La Cina, sempre più vicina e il Tibet sempre più oppresso, guidato da Tenzin Gyatso, quattordicesimo Dalai Lama, premio Nobel per la pace nel 1989, che nonostante le indicibili sofferenze inflitte al suo popolo lotta per la liberazione del Tibet attraverso la non violenza.
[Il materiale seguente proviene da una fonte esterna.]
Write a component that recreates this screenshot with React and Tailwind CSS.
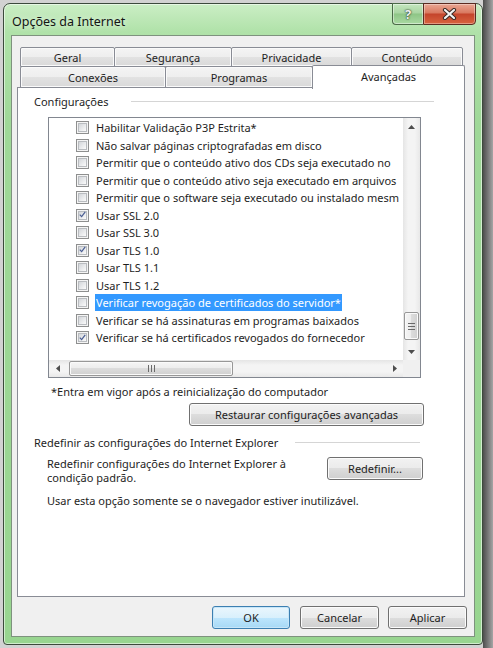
const ITEMS = [
  { label: 'Habilitar Validação P3P Estrita*' },
  { label: 'Não salvar páginas criptografadas em disco' },
  { label: 'Permitir que o conteúdo ativo dos CDs seja executado no' },
  { label: 'Permitir que o conteúdo ativo seja executado em arquivos' },
  { label: 'Permitir que o software seja executado ou instalado mesm' },
  { label: 'Usar SSL 2.0', checked: true },
  { label: 'Usar SSL 3.0' },
  { label: 'Usar TLS 1.0', checked: true },
  { label: 'Usar TLS 1.1' },
  { label: 'Usar TLS 1.2' },
  { label: 'Verificar revogação de certificados do servidor*', selected: true },
  { label: 'Verificar se há assinaturas em programas baixados' },
  { label: 'Verificar se há certificados revogados do fornecedor', checked: true },
]

const BTN = 'h-[23px] rounded-[3px] border border-[#707070] bg-[linear-gradient(#f2f2f2_0%,#ebebeb_50%,#dddddd_50%,#cfcfcf_100%)] shadow-[inset_0_0_0_1px_#fbfbfb] flex items-center justify-center text-[#1e1e1e]'
const TAB = 'border border-[#898c95] rounded-t-[2px] bg-[linear-gradient(#f4f4f4_0%,#eeeeee_50%,#e2e2e2_50%,#d9d9d9_100%)] shadow-[inset_0_0_0_1px_#fafafa] flex items-center justify-center text-[#1e1e1e]'

function Checkbox({ checked }) {
  return (
    <div className="w-[13px] h-[13px] shrink-0 border border-[#8e8f8f] bg-[#f4f4f4] p-[1px]">
      <div className="w-full h-full border border-[#b9bcc0] bg-gradient-to-br from-[#d3d6da] to-[#fbfbfb] flex items-center justify-center">
        {checked && (
          <svg width="9" height="9" viewBox="0 0 9 9" className="-mt-px">
            <path d="M1 4.6 L3.4 7.2 L8 1.2" fill="none" stroke="#4a5e93" strokeWidth="1.6" />
          </svg>
        )}
      </div>
    </div>
  )
}

function Arrow({ dir }) {
  const pts = {
    up: '0,4 3.5,0 7,4',
    down: '0,0 7,0 3.5,4',
    left: '4,0 4,7 0,3.5',
    right: '0,0 4,3.5 0,7',
  }[dir]
  const vertical = dir === 'up' || dir === 'down'
  return (
    <svg width={vertical ? 7 : 4} height={vertical ? 4 : 7}>
      <polygon points={pts} fill="#4d4d4d" />
    </svg>
  )
}

function GroupHeader({ title, lineClass }) {
  return (
    <div className="flex items-center h-[14px] pl-[16px]">
      <span className="text-[#1e1e1e] whitespace-nowrap">{title}</span>
      <div className={`flex-1 h-px bg-[#d5d5d5] ${lineClass}`} />
    </div>
  )
}

function ListBox() {
  return (
    <div className="ml-[30px] mt-[9px] w-[373px] h-[261px] border border-[#828790] flex flex-col bg-white">
      <div className="flex flex-1 min-h-0">
        <div className="flex-1 overflow-hidden pt-[1px]">
          {ITEMS.map(item => (
            <div key={item.label} className="h-[17.5px] flex items-center pl-[27px] whitespace-nowrap">
              <Checkbox checked={item.checked} />
              <span className={`ml-[6px] px-[1px] h-[17px] flex items-center ${item.selected ? 'bg-[#3399ff] text-white' : 'text-[#1e1e1e]'}`}>
                {item.label}
              </span>
            </div>
          ))}
        </div>

        {/* vertical scrollbar */}
        <div className="w-[17px] flex flex-col bg-[linear-gradient(90deg,#e5e5e5,#f4f4f4_30%,#f4f4f4_70%,#e8e8e8)]">
          <div className="h-[17px] flex items-center justify-center"><Arrow dir="up" /></div>
          <div className="flex-1 flex flex-col justify-end items-center pb-[3px]">
            <div className="w-[15px] h-[28px] rounded-[2px] border border-[#979797] bg-[linear-gradient(90deg,#f5f5f5,#ececec_50%,#dcdcdc_50%,#d0d0d0)] shadow-[inset_0_0_0_1px_#fafafa] flex flex-col items-center justify-center gap-[2px]">
              <div className="w-[7px] h-px bg-[#6a6a6a]" />
              <div className="w-[7px] h-px bg-[#6a6a6a]" />
              <div className="w-[7px] h-px bg-[#6a6a6a]" />
            </div>
          </div>
          <div className="h-[17px] flex items-center justify-center"><Arrow dir="down" /></div>
        </div>
      </div>

      {/* horizontal scrollbar */}
      <div className="flex h-[17px]">
        <div className="flex-1 flex items-center bg-[linear-gradient(#e5e5e5,#f4f4f4_30%,#f4f4f4_70%,#e8e8e8)]">
          <div className="w-[17px] h-full flex items-center justify-center"><Arrow dir="left" /></div>
          <div className="ml-[3px] w-[164px] h-[15px] rounded-[2px] border border-[#979797] bg-[linear-gradient(#f5f5f5,#ececec_50%,#dcdcdc_50%,#d0d0d0)] shadow-[inset_0_0_0_1px_#fafafa] flex items-center justify-center gap-[2px]">
            <div className="h-[7px] w-px bg-[#6a6a6a]" />
            <div className="h-[7px] w-px bg-[#6a6a6a]" />
            <div className="h-[7px] w-px bg-[#6a6a6a]" />
          </div>
          <div className="flex-1" />
          <div className="w-[17px] h-full flex items-center justify-center"><Arrow dir="right" /></div>
        </div>
        <div className="w-[17px] bg-[#f0f0f0]" />
      </div>
    </div>
  )
}

function TitleBar() {
  return (
    <div className="h-[31px] flex items-start justify-between pl-[8px] pr-[6px]">
      <span className="mt-[12px] text-[12.5px] text-[#141414] [text-shadow:0_0_6px_rgba(255,255,255,0.9)]">Opções da Internet</span>
      <div className="flex -mt-px">
        <div className="w-[31px] h-[22px] rounded-bl-[4px] border border-[#4c6a48] border-r-0 bg-[linear-gradient(#c4e6be,#a9d5a2_45%,#8ec586_50%,#a9d9a2)] shadow-[inset_0_0_0_1px_rgba(255,255,255,0.45)] flex items-center justify-center">
          <span className="text-[13px] font-bold text-[#f2f2f2] [text-shadow:0_0_2px_#223322,0_0_1px_#223322]">?</span>
        </div>
        <div className="w-[53px] h-[22px] rounded-br-[4px] border border-[#5b2b21] bg-[linear-gradient(#e9a794,#d9785f_45%,#c4442b_50%,#d8633f)] shadow-[inset_0_0_0_1px_rgba(255,255,255,0.35)] flex items-center justify-center">
          <svg width="15" height="12" viewBox="0 0 15 12">
            <path d="M3 2 L12 10 M12 2 L3 10" stroke="#3a2a26" strokeWidth="4.2" strokeLinecap="round" />
            <path d="M3 2 L12 10 M12 2 L3 10" stroke="#f4f4f4" strokeWidth="2.2" strokeLinecap="round" />
          </svg>
        </div>
      </div>
    </div>
  )
}

export default function App() {
  return (
    <div className="w-[493px] h-[648px] flex bg-[#d2d2d2] overflow-hidden font-['Noto_Sans',sans-serif] text-[11px] leading-none">
      <div className="pl-[3px] pt-[3px]">
        {/* Window frame */}
        <div className="w-[480px] h-[642px] rounded-t-[7px] rounded-b-[4px] border border-[#3c4a3c] bg-[linear-gradient(180deg,#cbeec5_0px,#b0e2a9_28px,#9fd898_120px,#98d590_100%)] shadow-[inset_0_0_0_1px_rgba(255,255,255,0.55)] flex flex-col">
          <TitleBar />

          {/* Client area */}
          <div className="mx-[7px] h-[602px] border border-[#7e927e] bg-[#f0f0f0] flex flex-col pl-[5px] pr-[7px] pt-[11px]">
            {/* Tabs */}
            <div className="pl-[3px] flex flex-col">
              <div className="flex h-[20px]">
                <div className={`${TAB} w-[95px]`}>Geral</div>
                <div className={`${TAB} w-[118px] -ml-px`}>Segurança</div>
                <div className={`${TAB} w-[121px] -ml-px`}>Privacidade</div>
                <div className={`${TAB} w-[112px] -ml-px`}>Conteúdo</div>
              </div>
              <div className="flex h-[22px] -mt-px items-end">
                <div className={`${TAB} w-[146px] h-[22px] pt-px`}>Conexões</div>
                <div className={`${TAB} w-[148px] h-[22px] -ml-px pt-px`}>Programas</div>
                <div className="relative z-10 w-[153px] h-[24px] -ml-px -mb-px border border-b-0 border-[#898c95] rounded-t-[2px] bg-white flex justify-center pt-[5px] text-[#1e1e1e]">
                  Avançadas
                </div>
              </div>
            </div>

            {/* Tab panel */}
            <div className="-mt-px w-[448px] h-[510px] border border-[#898c95] bg-white flex flex-col">
              <div className="mt-[6px]">
                <GroupHeader title="Configurações" lineClass="ml-[22px] mr-[30px]" />
              </div>

              <ListBox />

              <div className="ml-[33px] mt-[6px] h-[14px] flex items-center text-[#1e1e1e]">
                *Entra em vigor após a reinicialização do computador
              </div>

              <div className={`${BTN} ml-[171px] mt-[5px] w-[235px]`}>Restaurar configurações avançadas</div>

              <div className="mt-[9px]">
                <GroupHeader title="Redefinir as configurações do Internet Explorer" lineClass="ml-[17px] mr-[44px]" />
              </div>

              <div className="mt-[7px] flex items-start">
                <div className="ml-[29px] flex flex-col text-[#1e1e1e]">
                  <span className="h-[14px] flex items-center">Redefinir configurações do Internet Explorer à</span>
                  <span className="h-[14px] flex items-center">condição padrão.</span>
                </div>
                <div className="flex-1" />
                <div className={`${BTN} mt-px mr-[41px] w-[96px] h-[22px]`}>Redefinir...</div>
              </div>

              <div className="ml-[29px] mt-[9px] h-[14px] flex items-center text-[#1e1e1e]">
                Usar esta opção somente se o navegador estiver inutilizável.
              </div>
            </div>

            {/* Dialog buttons */}
            <div className="mt-[9px] flex justify-end">
              <div className="w-[78px] h-[23px] rounded-[3px] border border-[#3c7fb1] bg-[linear-gradient(#eaf6fd_0%,#d9f0fc_50%,#bee6fd_50%,#a7d9f5_100%)] shadow-[inset_0_0_0_1px_#c7e6f8] flex items-center justify-center text-[#1e1e1e]">OK</div>
              <div className={`${BTN} ml-[10px] w-[79px]`}>Cancelar</div>
              <div className={`${BTN} ml-[9px] w-[79px]`}>Aplicar</div>
            </div>
          </div>
        </div>
      </div>
      <div className="flex-1 bg-gradient-to-r from-[#4e4e4e] to-[#a5a5a5]" />
    </div>
  )
}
La fine degli anni di piombo, merito di un generale dei carabinieri, Carlo Alberto Dalla Chiesa, partigiano nel 1943. Riuscì a catturare i capi storici delle BR, Renato Curcio e Alberto Franceschini. Fu nominato prefetto di Palermo, dopo che la mafia aveva assassinato Pio La torre, il deputato comunista, che aveva lottato contro la mafia. Dalla Chiesa era stato mandato in Sicilia per combattere Cosa Nostra senza poteri e senza uomini. Il 3 settembre 1982, dopo cento giorni, fu assassinato, in pieno centro, insieme alla moglie Emanuela Setti Carraro e all'agente della scorta. Poche settimane prima aveva detto a Giorgio Bocca durante una intervista: “Da quando sono qui nessuno mi telefona. Tutti mi scantonano. Mi hanno lasciato solo. Lo scriva Bocca, e lo faccia sapere.”

Un intero capitolo è dedicato all'era berlusconiana, e qui non mi va di dire nulla.

Per concludere, Enzo Biagi:
“Io ricordo che diventai balilla perchè mia nonna faceva la maestra e ricevette la disposizione per cui bisognava iscrivere i ragazzi, allora lei, poveretta, non trovò niente di meglio che iscrivere i suoi nipoti: me e mia cugina Pina.”
“Non sapevo niente dell'antifascismo, non sapevo che c'erano i giornali clandestini, l'unico nome di antifascista, che avesse un grande significato e che conoscevo era quello di Giacomo Matteotti: mi ricordo ancora una vecchia Domenica del Corriere con la copertina che riproduceva il suo omicidio.

Arrivederci Biagi, al suo prossimo racconto.